What every computer scientist should know about floating-point arithmetic (1991) [pdf]

For anyone turned off by this document and its proofs, I recommend Numerical Methods for Scientists and Engineers (Hamming). Still a math text, but more approachable.

The five key ideas from that book, enumerated by the author:

(1) the purpose of computing is insight, not numbers

(2) study families and relationships of methods, not individual algorithms

(3) roundoff error

(4) truncation error

(5) instability

What Every Computer Scientist Should Know About Floating-Point Arithmetic (1991) - https://news.ycombinator.com/item?id=23665529 - June 2020 (85 comments)

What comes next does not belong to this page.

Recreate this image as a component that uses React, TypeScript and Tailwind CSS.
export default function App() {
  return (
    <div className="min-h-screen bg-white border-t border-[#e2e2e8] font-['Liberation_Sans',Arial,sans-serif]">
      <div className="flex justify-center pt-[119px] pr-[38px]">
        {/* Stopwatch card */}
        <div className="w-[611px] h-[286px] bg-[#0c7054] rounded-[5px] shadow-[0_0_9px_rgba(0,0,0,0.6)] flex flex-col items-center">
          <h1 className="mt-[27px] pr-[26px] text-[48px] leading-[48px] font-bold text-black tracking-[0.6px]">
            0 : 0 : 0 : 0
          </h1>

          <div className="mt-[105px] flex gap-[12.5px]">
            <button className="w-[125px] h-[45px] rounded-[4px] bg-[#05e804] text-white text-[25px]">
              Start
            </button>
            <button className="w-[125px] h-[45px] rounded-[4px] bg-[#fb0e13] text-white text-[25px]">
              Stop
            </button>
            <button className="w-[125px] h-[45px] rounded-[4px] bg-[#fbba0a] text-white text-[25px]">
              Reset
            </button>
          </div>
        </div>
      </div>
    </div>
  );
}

What Every Computer Scientist Should Know About Floating-Point Arithmetic - https://news.ycombinator.com/item?id=3808168 - April 2012 (3 comments)

What Every Computer Scientist Should Know About Floating-Point Arithmetic - https://news.ycombinator.com/item?id=1982332 - Dec 2010 (14 comments)

What Every Computer Scientist Should Know About Floating-Point Arithmetic - https://news.ycombinator.com/item?id=1746797 - Oct 2010 (2 comments)

Weekend project: What Every Programmer Should Know About FP Arithmetic - https://news.ycombinator.com/item?id=1257610 - April 2010 (9 comments)

What every computer scientist should know about floating-point arithmetic - https://news.ycombinator.com/item?id=687604 - July 2009 (2 comments)

(1991). This article is also available in HTML: https://docs.oracle.com/cd/E19957-01/806-3568/ncg_goldberg.h...

    > 0.1 + 0.1 + 0.1 == 0.3
    
    False

I always tell my students that if they (might) have a float, and are using the `==` operator, they're doing something wrong.

That has more to do with decimal <-> binary conversion than arithmetic/comparison. Using hex literals makes it clearer

     0x1.999999999999ap-4 ("0.1")
    +0x1.999999999999ap-4 ("0.1")
    ---------------------
    =0x3.3333333333334p-4 ("0.2")
    +0x1.999999999999ap-4 ("0.1")
    ---------------------
    =0x4.cccccccccccf0p-4 ("0.30000000000000004")
    !=0x4.cccccccccccccp-4 ("0.3")

Absolutely nobody will think this is 'clearer', this is a leaky abstraction and personally I think that the OP is right and == in combination with floating point constants should be limited to '0' and that's it.

I also like how a / b can result in infinity even if both a and b are strictly non-zero[1]. So be careful rewriting floating-point expressions.

[1]: https://www.cs.uaf.edu/2011/fall/cs301/lecture/11_09_weird_f... (division result matrix)

Anything that overflows the max float turns into infinity. You can multiply very large numbers, or divide large numbers into small ones.

Sure, division might be a tad more surprising though since most don't do that on an every-day basis. The specific case we had was when a colleague had rewritten

  (a / b) * (c / d) * (e / f)

  (a * c * e) / (b * d * f)

as a performance optimization. The result of each division in the original was all roughly one due to how the variables were computed, but the latter was sometimes unstable because the products could produce denomalized numbers.

I would argue that

    double m_D{}; [...]

    if (m_D == 0) somethingNeedsInstantiation();

can avoid having to carry around, set and check some extra m_HasValueBeenSet booleans.

Of course, it might not be something you want to overload beginner programmers with.

.125 + .375 == .5

You should be using == for floats when they're actually equal. 0.1 just isn't an actual number.

Are you saying that my students should memorize which numbers are actual floats and which are not?

    > 1.25 * 0.1
    
    0.1250000000000000069388939039

> 0.1 just isn't an actual number.

A finitist computer scientists only accepts those numbers as real that can be expressed exactly in finite base-two floating point?

One thing that really did it for me was programming something where you would normally use floats (audio/DSP) on a platform where floats were abysmally slow. This forced me to explore Fixed-Point options which in turn forced me to explore what the differences to floats are.

Fixed point gave rise to the old programmers meme 'if you need floating point you don't understand your problem'. It's of course partially in jest but there is a grain of truth in it as well.

Also heavily used in FPGA based DSP.